Pork scam accused returns from US
MANILA, Philippines—The director general of the Technology Resource Center (TRC), who has taken an indefinite leave of absence, arrived in Manila on Friday night from the United States to face charges filed against him in connection with his alleged involvement in the P10-billion pork barrel scam.
“I made true to my promise to return home and face the investigation about my possible involvement in the pork barrel scam,” said Dennis Cunanan in a statement.
The TRC reportedly released P580.85 million in pork barrel funds from Senators Ramon Revilla Jr., Juan Ponce Enrile and Jinggoy Estrada, and 23 representatives, including Customs Commissioner Rozzano Rufino Biazon and Technical Education and Skills Development Authority Director General Joel Villanueva, to eight dubious NGOs allegedly controlled by Janet Lim-Napoles, alleged mastermind of the scam.
“I read in the news that flight indicates probable guilt. In my case, I was already abroad when the case was filed and I immediately came home to face the charges. My only hope is that they will give me a fair and reasonable opportunity to clear my name and prove my innocence in this case,” Cunanan said.
Cunanan was among five incumbent and former heads of four government-owned and -controlled corporations that the National Bureau of Investigation (NBI) charged on Sept. 16 with either plunder or malversation, and graft and corrupt practices in the Office of the Ombudsman.
The NBI filed the charges against a total of 38 people, including the three senators, the representatives and the alleged mastermind of the scam, Napoles, who is detained in a police training facility in Sta. Rosa, Laguna.
Based on the affidavits of whistle-blowers, the NBI said the lawmakers pocketed 40 to 60 percent of the project costs funded through their Priority Development Assistance Fund (PDAF), the official name of the pork barrel.

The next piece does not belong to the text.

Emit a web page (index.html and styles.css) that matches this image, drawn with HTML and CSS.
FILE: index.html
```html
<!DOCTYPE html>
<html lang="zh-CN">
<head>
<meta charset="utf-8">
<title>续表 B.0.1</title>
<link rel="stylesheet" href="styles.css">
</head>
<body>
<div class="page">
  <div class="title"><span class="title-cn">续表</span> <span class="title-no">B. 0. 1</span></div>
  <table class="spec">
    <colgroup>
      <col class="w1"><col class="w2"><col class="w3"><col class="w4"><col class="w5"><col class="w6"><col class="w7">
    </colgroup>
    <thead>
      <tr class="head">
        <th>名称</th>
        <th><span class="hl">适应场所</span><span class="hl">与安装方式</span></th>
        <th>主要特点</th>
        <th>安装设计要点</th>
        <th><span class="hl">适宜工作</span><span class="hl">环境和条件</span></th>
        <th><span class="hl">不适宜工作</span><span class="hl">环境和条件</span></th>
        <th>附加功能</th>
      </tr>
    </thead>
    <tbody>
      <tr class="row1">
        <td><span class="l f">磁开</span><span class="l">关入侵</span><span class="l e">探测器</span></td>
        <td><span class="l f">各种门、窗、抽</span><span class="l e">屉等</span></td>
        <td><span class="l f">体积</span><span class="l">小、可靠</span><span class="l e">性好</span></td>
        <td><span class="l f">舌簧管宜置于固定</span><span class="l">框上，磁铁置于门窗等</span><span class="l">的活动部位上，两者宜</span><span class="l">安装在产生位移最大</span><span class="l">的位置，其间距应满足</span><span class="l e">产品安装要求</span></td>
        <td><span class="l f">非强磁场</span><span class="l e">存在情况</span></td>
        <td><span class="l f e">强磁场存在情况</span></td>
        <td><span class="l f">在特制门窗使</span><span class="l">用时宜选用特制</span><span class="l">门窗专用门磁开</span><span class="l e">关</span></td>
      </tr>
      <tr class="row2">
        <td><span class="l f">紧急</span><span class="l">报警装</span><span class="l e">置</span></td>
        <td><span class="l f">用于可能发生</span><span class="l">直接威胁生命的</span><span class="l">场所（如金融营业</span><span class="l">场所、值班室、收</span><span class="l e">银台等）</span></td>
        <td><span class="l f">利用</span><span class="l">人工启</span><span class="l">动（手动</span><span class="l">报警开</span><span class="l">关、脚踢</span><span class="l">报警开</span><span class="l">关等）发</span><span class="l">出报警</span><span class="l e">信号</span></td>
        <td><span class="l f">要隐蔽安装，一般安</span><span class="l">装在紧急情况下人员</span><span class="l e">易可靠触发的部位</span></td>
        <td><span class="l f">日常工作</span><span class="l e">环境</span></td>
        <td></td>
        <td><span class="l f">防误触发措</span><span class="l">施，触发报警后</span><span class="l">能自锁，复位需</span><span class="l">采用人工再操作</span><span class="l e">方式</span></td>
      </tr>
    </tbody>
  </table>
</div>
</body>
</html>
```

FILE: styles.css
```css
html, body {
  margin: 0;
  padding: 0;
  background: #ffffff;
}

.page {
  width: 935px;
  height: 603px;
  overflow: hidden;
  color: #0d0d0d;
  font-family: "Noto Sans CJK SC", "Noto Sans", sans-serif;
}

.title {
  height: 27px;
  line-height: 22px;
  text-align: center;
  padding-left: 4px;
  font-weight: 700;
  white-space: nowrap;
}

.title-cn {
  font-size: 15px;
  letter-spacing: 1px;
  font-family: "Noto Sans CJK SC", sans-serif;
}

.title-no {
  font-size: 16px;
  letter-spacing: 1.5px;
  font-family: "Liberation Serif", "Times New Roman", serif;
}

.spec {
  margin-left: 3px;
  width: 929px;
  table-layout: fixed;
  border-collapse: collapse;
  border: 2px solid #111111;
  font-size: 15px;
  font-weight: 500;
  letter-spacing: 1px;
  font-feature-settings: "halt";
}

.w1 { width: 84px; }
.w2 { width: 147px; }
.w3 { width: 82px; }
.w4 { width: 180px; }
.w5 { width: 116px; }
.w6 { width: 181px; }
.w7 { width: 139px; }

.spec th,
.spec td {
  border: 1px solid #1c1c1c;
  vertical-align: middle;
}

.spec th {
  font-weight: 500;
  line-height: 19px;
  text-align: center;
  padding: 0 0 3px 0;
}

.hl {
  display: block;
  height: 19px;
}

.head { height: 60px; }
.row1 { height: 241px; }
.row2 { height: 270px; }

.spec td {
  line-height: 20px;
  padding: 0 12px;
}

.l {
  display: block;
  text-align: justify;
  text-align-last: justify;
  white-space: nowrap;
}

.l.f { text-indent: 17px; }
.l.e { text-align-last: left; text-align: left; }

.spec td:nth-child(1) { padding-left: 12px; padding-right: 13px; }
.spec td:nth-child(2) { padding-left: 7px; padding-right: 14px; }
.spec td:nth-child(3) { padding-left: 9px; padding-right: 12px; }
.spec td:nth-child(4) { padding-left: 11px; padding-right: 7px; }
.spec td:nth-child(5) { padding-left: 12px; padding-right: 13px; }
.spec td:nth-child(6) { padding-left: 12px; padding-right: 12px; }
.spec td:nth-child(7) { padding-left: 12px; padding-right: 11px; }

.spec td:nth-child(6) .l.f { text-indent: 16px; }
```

Cunanan said he left the country on Sept. 13 for the United States to attend a scheduled meeting of the Junior Chamber International of which he is the incoming secretary general.
He said the meeting was to last for more than a week but he decided to cut his trip short to allay concerns that he was in hiding. He arrived on Sept. 20 on Delta flight 173.
Cunanan said he had nothing to do with the PDAF-related projects that the TRC processed in 2007-2009, now the subject of the PDAF scam case.
“The records will show that when I was appointed TRC director general in January 2010, I immediately directed all nongovernment organizations (NGOs) and people’s organizations (POs) that had pending accounts and deficiencies with the TRC to liquidate their accounts and settle their deficiencies,” he said.
“After affording them a reasonable opportunity to do so, I issued a memorandum on July 16, 2010, blacklisting no less than 44 NGOs and POs and banning them from doing business with TRC, including the eight NGOs that are identified with Mrs. Napoles.
“In fact, the COA special audit team expressed its appreciation for this action of the TRC management as reflected in their SAO Report No. 2012-03 Annex D, Page 279 that was released this August 2013.”
Cunanan said he issued in 2010 a memorandum adopting more stringent guidelines in the processing of PDAF projects by TRC in compliance with COA recommendations.
“The COA special audit team in fact also expressed its appreciation for the efforts taken by TRC management in this regard, as reflected in SAO Report No. 2012-03 Annex D, Page 280.”